Yes our Black lives matter, but more than that, our Black lives are sacred and invaluable, our spirits eternal. To say that our Black lives matter, here and now, is to say we matter forever, that time can never erase our worth. When a Black person dies, their life still matters, in the present tense. As we fight for every Black life being lived now, and for all those to come, we have yet another responsibility: to hold the preciousness of Black life beyond death.
On May 27 2020, Regis Korchinski-Paquet fell from the balcony of her 24th floor apartment building and died, after being confronted by several Toronto police officers. The Special Investigation Unit, which last week decided not to lay criminal charges against the cops who responded, says Korchinski-Paquet fell from the balcony at 5:39 p.m., and was pronounced dead just after 6 p.m. The report does not mention that Korchinski-Paquet’s body then remained on the ground, in front of the building and in proximity to her grieving family members, for more than five hours.
There has been almost no public reporting or conversation about this blatant act of disrespect and collective callousness by our public officials. The state and its agents can treat Black death as our natural state, devoid of any sanctity or need for care. Such neglect mirrors white indifference to our living struggle, and demonstrates that, within the context of this global white supremacist nightmare, our lives do not matter.
Six summers ago, Missouri police officer Darren Wilson murdered Mike Brown, a Black teenager who was walking in a Ferguson street with his friend. Brown’s body then lay in the street for four and a half hours. We know this because those who fought for Brown insisted we know. In December of 2014, Black Lives Matter demonstrators in Oakland shut down all local train traffic by locking themselves down to the safety rails inside a subway station. Their goal was to stay there for four and a half hours, to remind the world of the indignity of Brown’s death and the sacredness of his life.
Most people don’t know about the neglect that followed Korchinski-Paquet’s death, especially because the media failed to report it. CBC News, for example, cited the hours-long delay in attending to Korchinski-Paquet’s body as an unproven allegation by her family: “As controversy around Korchinski-Paquet’s story swirled, her family gathered for a news conference Thursday outside the highrise where they say she lay dead for some five hours before her body was retrieved.” [my emphasis]
I’m heartbroken that such an important and observable truth can be so easily trivialized as “they say”. On the night Korchinski-Paquet died, I arrived more than four hours after she fell, and I stood near an orange tarp on the lawn in front of the building. Several men in long coats finally removed that tarp around 11:20 p.m, and placed Korchinski-Paquet’s body, which was inside a quilted body bag, into and unmarked van.
Korchinski-Paquet’s body lay within meters of her grieving family, her neighbours, the police, and the swarm of reporters who gave live updates from the scene, for five hours and forty minutes. It should have been reported then, and it must never be forgotten as we continue to assert that Korchinski-Paquet’s life matters.

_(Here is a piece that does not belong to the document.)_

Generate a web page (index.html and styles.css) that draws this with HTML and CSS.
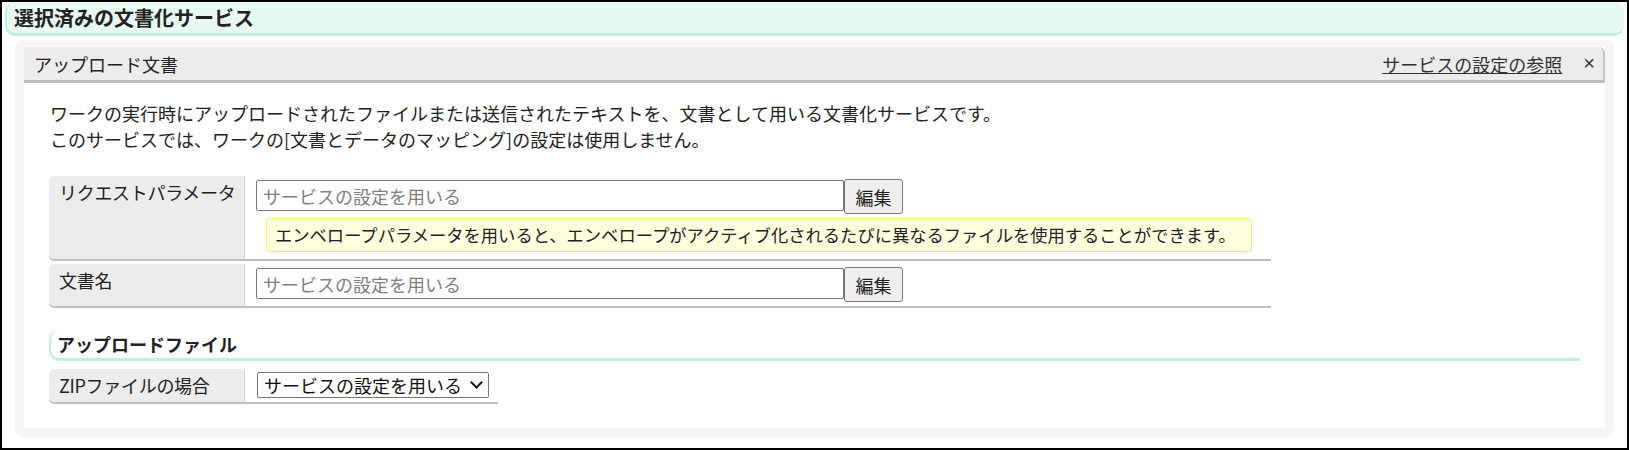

At a memorial service on July 25, Korchinski-Paquet’s family members gathered at that spot on the lawn of her High Park apartment building, and released twenty-nine white doves into the air, one for every year of their beloved’s life. I felt deep sadness but also gratitude as I watched the birds take flight. This honouring of a Black woman’s spirit, of the eternal within her and all of us, felt restorative and real.
I struggled to hold that feeling this past week as the SIU, as it almost does in nearly every case, refused to hold police legally accountable for Korchinski-Paquet’s death. The public details of the SIU’s investigation are grotesque, as are assertions from the family’s legal team that a second autopsy of Korchinski-Paquet’s body contains more clues about her death. The battle for legal accountability points us to the physical remains of a person whose body we failed to protect in life, and dishonoured in death. We owe Korchinski-Paquet and her family so much more than this.
Those who continue to say “Justice for Regis” know the peril of ongoing police responses to Black people and families in crisis. We know the true function of a months-long SIU investigation that will now be weaponized against Korchinski-Paquet’s family and the Black community at large.
We must also know and speak about the neglect and indifference we so often experience in death. Our liberation includes acts of dignity, ritual, and remembrance, in honour of the humanity that white supremacy is constantly trying to deny us. When we respond to fatal instances of anti-Blackness with acts of respect, love, and care, we extend Black life beyond our moment, back to the ancestors who made a path for us, and into a future where we can finally be free.